» DIRECTION
Work through the material below line by line and say how many lines include the word "this". Only the number, please.
---+---
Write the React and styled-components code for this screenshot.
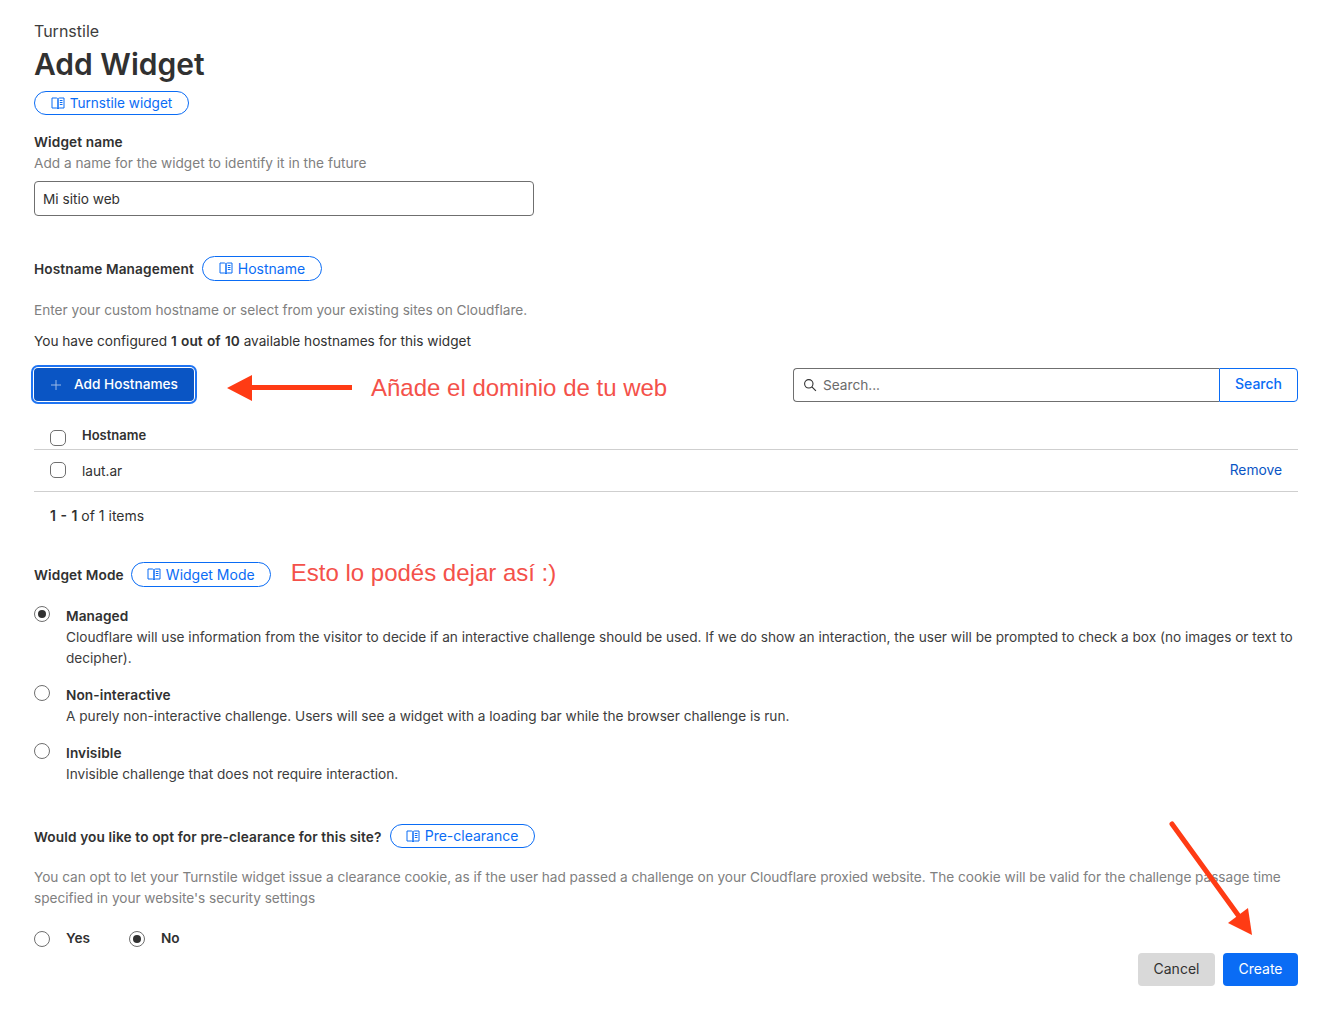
import React from "react";
import styled, { createGlobalStyle } from "styled-components";

const GlobalStyle = createGlobalStyle`
  html, body {
    margin: 0;
    padding: 0;
    background: #fff;
  }
  body {
    font-family: Inter, "Liberation Sans", sans-serif;
    font-size: 13.65px;
    line-height: 21px;
    color: #313131;
  }
`;

const Page = styled.main`
  position: relative;
  width: 1331px;
  height: 1015px;
  box-sizing: border-box;
  padding: 21px 33px 0 34px;
  overflow: hidden;
`;

const Crumb = styled.div`
  font-size: 16px;
  line-height: 20px;
  color: #3d3d3d;
`;

const Title = styled.h1`
  margin: 1px 0 0;
  font-size: 30px;
  line-height: 44px;
  font-weight: 600;
  color: #313131;
`;

const Pill = styled.a`
  display: inline-flex;
  align-items: center;
  justify-content: center;
  gap: 5px;
  box-sizing: border-box;
  height: ${(p) => p.$h || 24}px;
  width: ${(p) => p.$w}px;
  flex: none;
  padding-bottom: ${(p) => (p.$size ? 0 : 1)}px;
  border: 1px solid #0a6cf5;
  border-radius: 13px;
  font-size: ${(p) => p.$size || 14}px;
  color: #0a6cf5;
`;

const DocsRow = styled.div`
  display: flex;
  margin-top: 5px;
`;

const FieldLabel = styled.div`
  margin-top: 17px;
  font-weight: 600;
  letter-spacing: 0.13px;
  line-height: 21px;
`;

const Muted = styled.p`
  margin: ${(p) => p.$top || 0}px 0 0;
  color: #808080;
  letter-spacing: ${(p) => (p.$tight ? "-0.03px" : "0")};
  line-height: 21px;
`;

const NameInput = styled.div`
  display: flex;
  align-items: center;
  box-sizing: border-box;
  width: 500px;
  height: 35px;
  margin-top: 7px;
  padding: 1px 8px 0;
  border: 1px solid #6f6f6f;
  border-radius: 4px;
`;

const SectionHead = styled.div`
  display: flex;
  align-items: center;
  gap: ${(p) => p.$gap || 8}px;
  margin-top: ${(p) => p.$top}px;
`;

const SectionTitle = styled.span`
  font-weight: 600;
  letter-spacing: 0.13px;
  position: relative;
  top: 1px;
`;

const Plain = styled.p`
  margin: 10px 0 0;
  color: #313131;
  strong {
    font-weight: 600;
    word-spacing: 1px;
  }
`;

const Toolbar = styled.div`
  display: flex;
  align-items: flex-start;
  margin-top: 16px;
`;

const AddButton = styled.button`
  display: flex;
  align-items: center;
  flex: none;
  box-sizing: border-box;
  width: 160px;
  height: 33px;
  padding: 0 0 0 16px;
  border: 0;
  border-radius: 4px;
  box-shadow: 0 0 0 1px #fff, 0 0 0 3px #1f74f2;
  background: #0a55c4;
  color: #fff;
  font: 500 13.65px/21px Inter, sans-serif;
  gap: 12px;
`;

const PlusMark = styled.span`
  display: flex;
  opacity: 0.6;
`;

const LeftArrow = styled.svg`
  display: block;
  flex: none;
  margin: 7px 0 0 33px;
`;

const Note = styled.span`
  font-family: "Liberation Sans", Arial, sans-serif;
  font-size: 24px;
  line-height: 30px;
  color: #f4514a;
  white-space: nowrap;
  margin: ${(p) => p.$margin};
`;

const SearchGroup = styled.div`
  display: flex;
  width: 505px;
  height: 34px;
  margin-left: auto;
`;

const SearchField = styled.div`
  display: flex;
  align-items: center;
  flex: 1;
  gap: 6px;
  padding-left: 9px;
  border: 1px solid #6f6f6f;
  border-right: 0;
  border-radius: 4px 0 0 4px;
  color: #6b6b6b;
`;

const SearchButton = styled.button`
  box-sizing: border-box;
  width: 79px;
  height: 34px;
  padding: 0 0 3px;
  background: #fff;
  border: 1px solid #0a6cf5;
  border-radius: 0 4px 4px 0;
  color: #0a6cf5;
  font: 500 14px/21px Inter, sans-serif;
`;

const TableRow = styled.div`
  display: flex;
  align-items: center;
  box-sizing: border-box;
  height: ${(p) => p.$h}px;
  margin-top: ${(p) => p.$top || 0}px;
  padding: ${(p) => p.$pad || 0}px 16px 0;
  border-bottom: 1px solid #cfcfcf;
`;

const Check = styled.span`
  display: block;
  box-sizing: border-box;
  width: 16px;
  height: 16px;
  flex: none;
  border: 1px solid #6f6f6f;
  border-radius: 5px;
  margin-right: 16px;
  position: relative;
  top: ${(p) => p.$shift || 0}px;
`;

const HeadCell = styled.span`
  font-size: 13px;
  font-weight: 600;
  color: #313131;
`;

const RemoveLink = styled.a`
  margin: 0 0 1px auto;
  font-size: 13.8px;
  color: #0a55c4;
`;

const Pager = styled.div`
  margin: 13px 0 0 16px;
  font-size: 14px;
  strong {
    font-weight: 600;
    word-spacing: 1px;
  }
`;

const RadioList = styled.div`
  display: flex;
  flex-direction: column;
  gap: 16px;
  margin-top: 19px;
`;

const RadioItem = styled.div`
  display: flex;
  gap: 16px;
`;

const RadioDot = styled.span`
  display: flex;
  align-items: center;
  justify-content: center;
  box-sizing: border-box;
  width: 16px;
  height: 16px;
  flex: none;
  border: 1px solid #6f6f6f;
  border-radius: 50%;
  &::after {
    content: "";
    display: ${(p) => (p.$on ? "block" : "none")};
    width: 8px;
    height: 8px;
    border-radius: 50%;
    background: #313131;
  }
`;

const RadioLabel = styled.div`
  font-weight: 600;
  letter-spacing: 0.1px;
`;

const RadioText = styled.div`
  line-height: 21px;
  letter-spacing: -0.01px;
  color: #3d3d3d;
`;

const FootRow = styled.div`
  display: flex;
  align-items: flex-start;
  margin-top: 19px;
`;

const InlineRadio = styled.label`
  display: flex;
  align-items: center;
  gap: 16px;
  margin-right: 39px;
  height: 21px;
  font-weight: 600;
`;

const Actions = styled.div`
  display: flex;
  gap: 8px;
  margin: 25px 0 0 auto;
`;

const ActionButton = styled.button`
  box-sizing: border-box;
  width: ${(p) => p.$w}px;
  height: 33px;
  padding: 0 0 2px;
  border: 0;
  border-radius: 4px;
  background: ${(p) => (p.$primary ? "#0a6cf5" : "#d9d9d9")};
  color: ${(p) => (p.$primary ? "#fff" : "#313131")};
  font: 400 14px/21px Inter, sans-serif;
`;

const DownArrow = styled.svg`
  position: absolute;
  left: 1160px;
  top: 815px;
`;

function BookIcon() {
  return (
    <svg width="14" height="14" viewBox="0 0 14 14" fill="none" stroke="currentColor" strokeWidth="1">
      <path d="M1 2h4.2c.9 0 1.8.5 1.8 1.3V13c0-.6-.9-1-1.8-1H1z" />
      <path d="M13 2H8.8C7.9 2 7 2.5 7 3.3V13c0-.6.9-1 1.8-1H13z" />
      <path d="M8.8 4.5h2.7M8.8 6.5h2.7M8.8 8.5h2.7" />
    </svg>
  );
}

function SearchIcon() {
  return (
    <svg width="14" height="14" viewBox="0 0 14 14" fill="none" stroke="#313131" strokeWidth="1.1">
      <circle cx="5.8" cy="5.8" r="4.2" />
      <path d="M8.9 8.9l4 4" />
    </svg>
  );
}

function Docs({ w, h, size, children }) {
  return (
    <Pill $w={w} $h={h} $size={size}>
      <BookIcon />
      {children}
    </Pill>
  );
}

export default function App() {
  return (
    <Page>
      <GlobalStyle />
      <Crumb>Turnstile</Crumb>
      <Title>Add Widget</Title>
      <DocsRow>
        <Docs w={155} size={13.6}>Turnstile widget</Docs>
      </DocsRow>

      <FieldLabel>Widget name</FieldLabel>
      <Muted>Add a name for the widget to identify it in the future</Muted>
      <NameInput>Mi sitio web</NameInput>

      <SectionHead $top={40}>
        <SectionTitle>Hostname Management</SectionTitle>
        <Docs w={120} h={25}>Hostname</Docs>
      </SectionHead>
      <Muted $top={19}>Enter your custom hostname or select from your existing sites on Cloudflare.</Muted>
      <Plain>
        You have configured <strong>1 out of 10</strong> available hostnames for this widget
      </Plain>

      <Toolbar>
        <AddButton>
          <PlusMark>
            <svg width="12" height="12" viewBox="0 0 12 12" stroke="#fff" strokeWidth="1">
              <path d="M6 1v10M1 6h10" />
            </svg>
          </PlusMark>
          Add Hostnames
        </AddButton>
        <LeftArrow width="126" height="26" viewBox="0 0 126 26">
          <path d="M0 13L25 0v10h100v5H25v11z" fill="#ff3b14" />
        </LeftArrow>
        <Note $margin="5px 0 0 18px">Añade el dominio de tu web</Note>
        <SearchGroup>
          <SearchField>
            <SearchIcon />
            Search...
          </SearchField>
          <SearchButton>Search</SearchButton>
        </SearchGroup>
      </Toolbar>

      <TableRow $h={28} $top={19}>
        <Check $shift={2} />
        <HeadCell>Hostname</HeadCell>
      </TableRow>
      <TableRow $h={42} $pad={1}>
        <Check $shift={-1} />
        laut.ar
        <RemoveLink>Remove</RemoveLink>
      </TableRow>
      <Pager>
        <strong>1 - 1</strong> of 1 items
      </Pager>

      <SectionHead $top={36} $gap={7}>
        <SectionTitle>Widget Mode</SectionTitle>
        <Docs w={140} h={25}>Widget Mode</Docs>
        <Note $margin="-6px 0 -3px 13px">Esto lo podés dejar así :)</Note>
      </SectionHead>

      <RadioList>
        <RadioItem>
          <RadioDot $on />
          <div>
            <RadioLabel>Managed</RadioLabel>
            <RadioText>
              Cloudflare will use information from the visitor to decide if an interactive challenge should be used. If we do show an interaction, the user will be prompted to check a box (no images or text to decipher).
            </RadioText>
          </div>
        </RadioItem>
        <RadioItem>
          <RadioDot />
          <div>
            <RadioLabel>Non-interactive</RadioLabel>
            <RadioText>A purely non-interactive challenge. Users will see a widget with a loading bar while the browser challenge is run.</RadioText>
          </div>
        </RadioItem>
        <RadioItem>
          <RadioDot />
          <div>
            <RadioLabel>Invisible</RadioLabel>
            <RadioText>Invisible challenge that does not require interaction.</RadioText>
          </div>
        </RadioItem>
      </RadioList>

      <SectionHead $top={39}>
        <SectionTitle>Would you like to opt for pre-clearance for this site?</SectionTitle>
        <Docs w={145}>Pre-clearance</Docs>
      </SectionHead>
      <Muted $top={19} $tight>
        You can opt to let your Turnstile widget issue a clearance cookie, as if the user had passed a challenge on your Cloudflare proxied website. The cookie will be valid for the challenge passage time specified in your website's security settings
      </Muted>

      <FootRow>
        <InlineRadio>
          <RadioDot />
          Yes
        </InlineRadio>
        <InlineRadio>
          <RadioDot $on />
          No
        </InlineRadio>
        <Actions>
          <ActionButton $w={77}>Cancel</ActionButton>
          <ActionButton $w={75} $primary>Create</ActionButton>
        </Actions>
      </FootRow>

      <DownArrow width="100" height="125" viewBox="0 0 100 125">
        <path d="M12 9L78 100" stroke="#ff3b14" strokeWidth="5" strokeLinecap="round" />
        <path d="M68 108L88 93L92 120z" fill="#ff3b14" />
      </DownArrow>
    </Page>
  );
}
---+---
» REPLY TO THE EXERCISE
3